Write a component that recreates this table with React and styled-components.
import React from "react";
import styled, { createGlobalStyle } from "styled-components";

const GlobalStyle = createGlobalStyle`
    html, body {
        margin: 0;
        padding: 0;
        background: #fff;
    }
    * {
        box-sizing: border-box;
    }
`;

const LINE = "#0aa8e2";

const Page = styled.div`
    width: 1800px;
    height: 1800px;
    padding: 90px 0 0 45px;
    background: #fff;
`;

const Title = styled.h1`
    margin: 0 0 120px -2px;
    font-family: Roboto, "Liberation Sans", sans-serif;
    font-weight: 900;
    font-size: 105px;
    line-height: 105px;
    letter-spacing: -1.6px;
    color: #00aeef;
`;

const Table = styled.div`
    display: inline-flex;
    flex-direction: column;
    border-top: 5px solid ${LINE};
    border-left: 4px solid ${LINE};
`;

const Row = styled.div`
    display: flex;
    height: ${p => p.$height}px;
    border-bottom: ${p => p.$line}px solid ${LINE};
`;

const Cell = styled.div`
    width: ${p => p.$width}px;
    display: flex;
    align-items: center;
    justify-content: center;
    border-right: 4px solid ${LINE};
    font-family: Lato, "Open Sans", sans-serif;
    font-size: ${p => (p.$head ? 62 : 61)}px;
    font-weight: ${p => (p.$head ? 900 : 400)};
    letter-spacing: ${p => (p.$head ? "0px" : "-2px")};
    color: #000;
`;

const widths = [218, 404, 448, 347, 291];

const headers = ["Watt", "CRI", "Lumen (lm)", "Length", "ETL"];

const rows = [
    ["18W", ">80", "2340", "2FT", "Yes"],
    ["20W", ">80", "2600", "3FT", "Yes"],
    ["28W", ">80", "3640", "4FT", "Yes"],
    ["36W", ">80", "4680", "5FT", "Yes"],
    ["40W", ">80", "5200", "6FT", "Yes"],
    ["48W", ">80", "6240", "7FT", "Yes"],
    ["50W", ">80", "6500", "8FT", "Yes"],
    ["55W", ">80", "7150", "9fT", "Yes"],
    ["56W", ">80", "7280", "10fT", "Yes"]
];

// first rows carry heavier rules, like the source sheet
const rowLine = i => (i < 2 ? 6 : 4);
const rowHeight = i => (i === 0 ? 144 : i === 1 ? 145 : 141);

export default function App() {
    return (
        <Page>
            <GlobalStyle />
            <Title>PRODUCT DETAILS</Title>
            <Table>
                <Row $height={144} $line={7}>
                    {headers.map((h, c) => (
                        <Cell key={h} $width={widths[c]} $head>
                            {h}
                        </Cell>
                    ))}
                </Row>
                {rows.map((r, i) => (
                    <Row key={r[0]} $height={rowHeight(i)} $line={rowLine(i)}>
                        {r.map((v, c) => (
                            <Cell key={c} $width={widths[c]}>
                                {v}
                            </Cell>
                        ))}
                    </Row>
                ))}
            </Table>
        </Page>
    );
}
---
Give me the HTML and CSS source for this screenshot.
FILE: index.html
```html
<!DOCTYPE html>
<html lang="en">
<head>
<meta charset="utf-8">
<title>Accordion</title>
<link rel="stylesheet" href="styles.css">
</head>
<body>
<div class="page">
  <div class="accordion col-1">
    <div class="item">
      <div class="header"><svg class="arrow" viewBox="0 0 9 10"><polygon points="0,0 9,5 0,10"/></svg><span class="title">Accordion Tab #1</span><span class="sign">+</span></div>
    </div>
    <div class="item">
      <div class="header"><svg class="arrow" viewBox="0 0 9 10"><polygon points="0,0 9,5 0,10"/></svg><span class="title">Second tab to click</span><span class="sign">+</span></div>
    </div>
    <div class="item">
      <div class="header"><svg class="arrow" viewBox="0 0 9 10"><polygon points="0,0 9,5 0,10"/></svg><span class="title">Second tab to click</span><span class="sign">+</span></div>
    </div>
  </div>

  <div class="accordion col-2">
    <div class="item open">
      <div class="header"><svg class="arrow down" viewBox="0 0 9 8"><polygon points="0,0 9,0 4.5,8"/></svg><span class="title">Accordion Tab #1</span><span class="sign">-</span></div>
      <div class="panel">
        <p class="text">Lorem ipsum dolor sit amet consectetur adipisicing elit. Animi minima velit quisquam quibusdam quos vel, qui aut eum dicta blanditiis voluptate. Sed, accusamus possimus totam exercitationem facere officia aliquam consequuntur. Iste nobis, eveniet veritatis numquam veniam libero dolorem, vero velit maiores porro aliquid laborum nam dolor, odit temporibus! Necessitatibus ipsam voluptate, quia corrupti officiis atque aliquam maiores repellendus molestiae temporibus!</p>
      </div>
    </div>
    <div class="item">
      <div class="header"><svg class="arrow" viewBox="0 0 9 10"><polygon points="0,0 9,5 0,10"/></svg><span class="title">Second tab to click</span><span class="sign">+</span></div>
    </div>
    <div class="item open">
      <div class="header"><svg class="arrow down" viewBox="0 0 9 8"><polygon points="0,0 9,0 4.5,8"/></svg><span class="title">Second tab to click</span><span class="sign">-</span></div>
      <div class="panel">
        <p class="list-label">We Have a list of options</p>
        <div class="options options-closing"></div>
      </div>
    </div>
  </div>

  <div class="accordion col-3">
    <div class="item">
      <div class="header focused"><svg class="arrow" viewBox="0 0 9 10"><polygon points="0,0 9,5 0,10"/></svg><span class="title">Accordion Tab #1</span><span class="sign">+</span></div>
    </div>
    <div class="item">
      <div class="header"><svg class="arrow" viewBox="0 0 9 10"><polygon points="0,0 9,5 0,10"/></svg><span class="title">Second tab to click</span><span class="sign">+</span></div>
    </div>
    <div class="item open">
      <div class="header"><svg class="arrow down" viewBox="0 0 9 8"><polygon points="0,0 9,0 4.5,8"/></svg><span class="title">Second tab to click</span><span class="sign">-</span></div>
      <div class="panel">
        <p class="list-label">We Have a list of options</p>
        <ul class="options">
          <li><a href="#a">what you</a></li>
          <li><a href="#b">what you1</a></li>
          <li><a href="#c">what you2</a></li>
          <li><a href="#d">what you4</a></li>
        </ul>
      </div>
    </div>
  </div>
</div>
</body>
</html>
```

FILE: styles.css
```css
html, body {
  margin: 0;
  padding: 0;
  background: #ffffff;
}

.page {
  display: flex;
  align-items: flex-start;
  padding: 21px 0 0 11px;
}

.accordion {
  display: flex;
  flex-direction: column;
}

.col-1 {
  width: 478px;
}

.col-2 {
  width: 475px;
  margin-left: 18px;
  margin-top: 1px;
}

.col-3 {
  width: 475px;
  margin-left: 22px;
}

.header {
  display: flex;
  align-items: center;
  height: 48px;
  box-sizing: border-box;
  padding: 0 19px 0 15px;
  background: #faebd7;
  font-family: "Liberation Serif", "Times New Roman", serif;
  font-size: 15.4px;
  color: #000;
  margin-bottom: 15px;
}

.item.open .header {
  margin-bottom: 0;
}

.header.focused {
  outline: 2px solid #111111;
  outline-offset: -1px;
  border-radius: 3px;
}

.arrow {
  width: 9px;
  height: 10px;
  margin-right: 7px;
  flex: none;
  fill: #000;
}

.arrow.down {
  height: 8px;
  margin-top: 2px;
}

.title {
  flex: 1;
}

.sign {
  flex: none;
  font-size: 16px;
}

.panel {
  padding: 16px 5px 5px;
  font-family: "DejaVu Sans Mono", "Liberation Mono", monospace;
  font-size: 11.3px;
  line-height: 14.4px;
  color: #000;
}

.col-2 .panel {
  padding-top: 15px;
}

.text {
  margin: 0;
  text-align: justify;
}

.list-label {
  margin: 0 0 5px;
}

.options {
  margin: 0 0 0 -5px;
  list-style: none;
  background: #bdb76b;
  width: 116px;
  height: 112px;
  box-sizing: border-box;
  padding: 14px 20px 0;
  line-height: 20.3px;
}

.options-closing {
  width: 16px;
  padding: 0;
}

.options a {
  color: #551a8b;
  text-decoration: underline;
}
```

— Written problem —
State how many lines of the records above contain the word "this", and give only that number.

— Task response —
2